A couple crossdressers and friends have asked me recently how and or why I came to the conclusion to transition, so here is a quick answer as best I can understand it:
Actually, I don't think there is any easy or single answer to why I decided to transition. And I would think the reasoning has to be different for each person. We must each forge our own path, you might say....For me it was mostly feeling and instinct. As I came out more and more as Dana over the last year and have been able to express myself more freely and have received support and validation from family and friends and even strangers, I realized recently that I am the happiest I have ever been in my life.
In looking back on my life in this new context, I saw that, in the most important aspects, I have been a woman all along (as the cliche goes: a woman stuck in a man's body!) and it was only social conditioning and fear of society's judgement that was holding me back from exploring my feminine self sooner. Well, I guess I finally reached a point in my life where a combination of decreasing shame about myself and growing self-confidence, self-realization, emotional freedom and maturity, and financial independence collided to form who I am today and my decision to move forward in bringing my physical being into balance with my psychological being.

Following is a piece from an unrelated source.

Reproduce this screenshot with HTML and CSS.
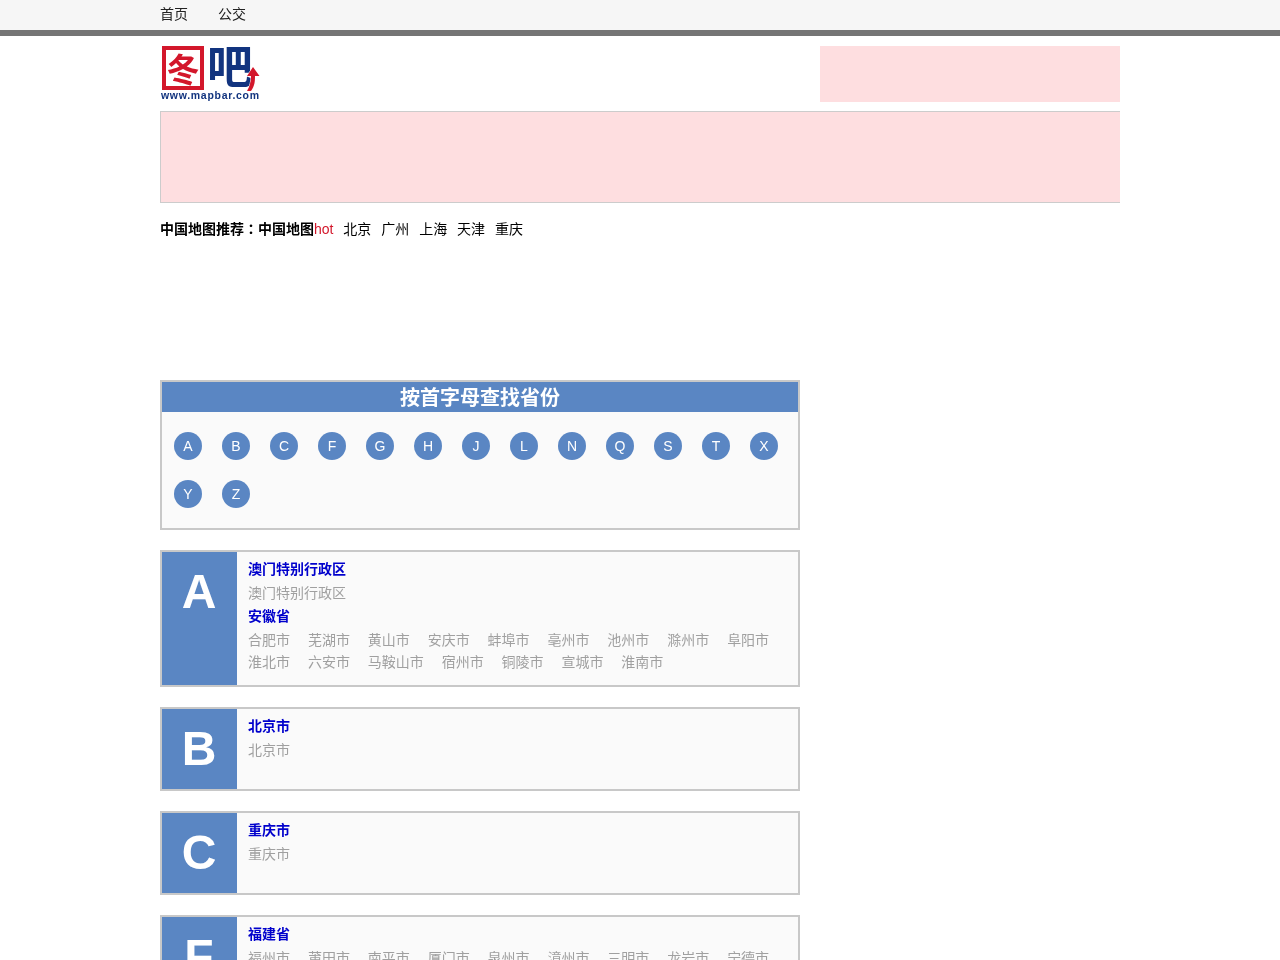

Finally, the most important aspect of the whole decision was allowing myself to slow down and experience the pure, unfettered joy, exhiliration and happiness I feel when expressing my feminine side. And this is separate from the sexual side of things - which, of course is always there and is good too. More and more I found myself smiling uncontrollably and feeling an overwhelming sense of peace during little private or public moments while dressed or when thinking about the freedom and prospects of "living my life in closer harmony with my desires" (to paraphrase a close and inspirational friend of mine - thanks D!). To put it more bluntly - my gut instinct, which I believe I have a decent connection with, told me that this was my path...
So, that, in a nutshell, is my reasoning for transition. Please be aware that in no way do I condone or recommend making such a decision in a vacuum or without doing lots of research and with as much support and consultation from family, friends, doctors, etc. as possible. Without the unquestioning love and support of my family and friends I might never have gotten to this highpoint in my life!